Votre Excellence, j'apprécie beaucoup la gratitude que vous avez exprimée pour la contribution passée et présente de l'Eglise catholique à la vie nationale rwandaise, à travers ses programmes en matière d'éducation, d'assistance caritative et de santé. Dans tous ces domaines, l'Eglise s'efforce d'exprimer sa nature comme une communion de foi opérant par la charité (cf. Ga 5, 6). En appelant à une conversion constante des coeurs, et à un examen constant des consciences, elle cherche à être une voix prophétique dans la société rwandaise. Elle n'est motivée que par le désir de contribuer au bien-être de la nation, en coopération avec les autorités civiles, les membres des autres traditions religieuses et tous les hommes et les femmes de bonne volonté.

Au Rwanda, comme partout ailleurs sur le continent africain, l'avenir est déjà entre les mains des jeunes. La forte tradition familiale de l'Afrique représente sa ressource la plus précieuse pour préparer les plus jeunes générations à relever les défis du nouveau siècle. Les familles du Rwanda doivent être encouragées et obtenir un soutien et une assistance concrètes dans leur tâche d'édifier les esprits et les coeurs des jeunes et de les former à devenir des membres responsables et généreux de la société. Le Rwanda du futur a profondément besoin de l'immense enthousiasme et de la réserve d'énergie qui sont libérés lorsque les jeunes sont inspirés par des idéaux élevés et de dignes ambitions, et disposent des ressources culturelles et spirituelles pour les atteindre. A tous les niveaux de la vie nationale, des efforts doivent être accomplis afin de combattre ce qui menace les jeunes:  l'analphabétisme, l'oisiveté, la drogue, et l'introduction de modes de pensée et de modèles de comportements contraires aux valeurs les plus nobles de la tradition africaine. Par-dessus tout, les jeunes doivent disposer d'exemples concrets d'intégrité, d'honnêteté et de préoccupation pour les autres, et ils doivent pouvoir comprendre que les véritables bonheur et épanouissement humains ne viennent qu'à travers le don généreux de soi aux autres. De cette façon, ils seront les "artisans d'une nouvelle humanité, où les frères et soeurs, membres d'une même famille, peuvent vivre enfin dans la paix!" (Message pour la Journée mondiale de la Paix 2001, n. 22; ORLF n. 51 du 19 décembre 2001).
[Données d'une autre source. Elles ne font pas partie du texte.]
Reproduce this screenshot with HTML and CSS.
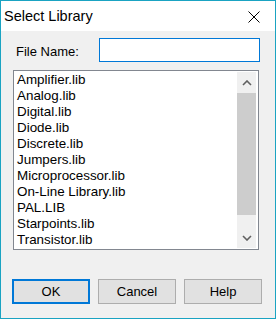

Votre Excellence, au cours des longues années de souffrances qu'a endurées votre pays et de ses efforts patients de reconstruction après la destruction, je suis resté proche de son peuple dans la prière. Tandis que vous commencez à présent votre mission auprès du Saint-Siège, je désire vous assurer une fois de plus de mon estime et de ma sollicitude pour tous les Rwandais, et je désire vous exprimer ma confiance dans le fait que la justice et la solidarité fraternelles prévaudront. Votre Excellence, en invoquant sur vous, ainsi que sur vos concitoyens, les Bénédictions divines de sagesse et de force, je prie Dieu tout-puissant de guider votre nation sur les chemins du développement et de la paix.


*L'Osservatore Romano. Edition hebdomadaire en langue française 2002 n.2 p. 6,7.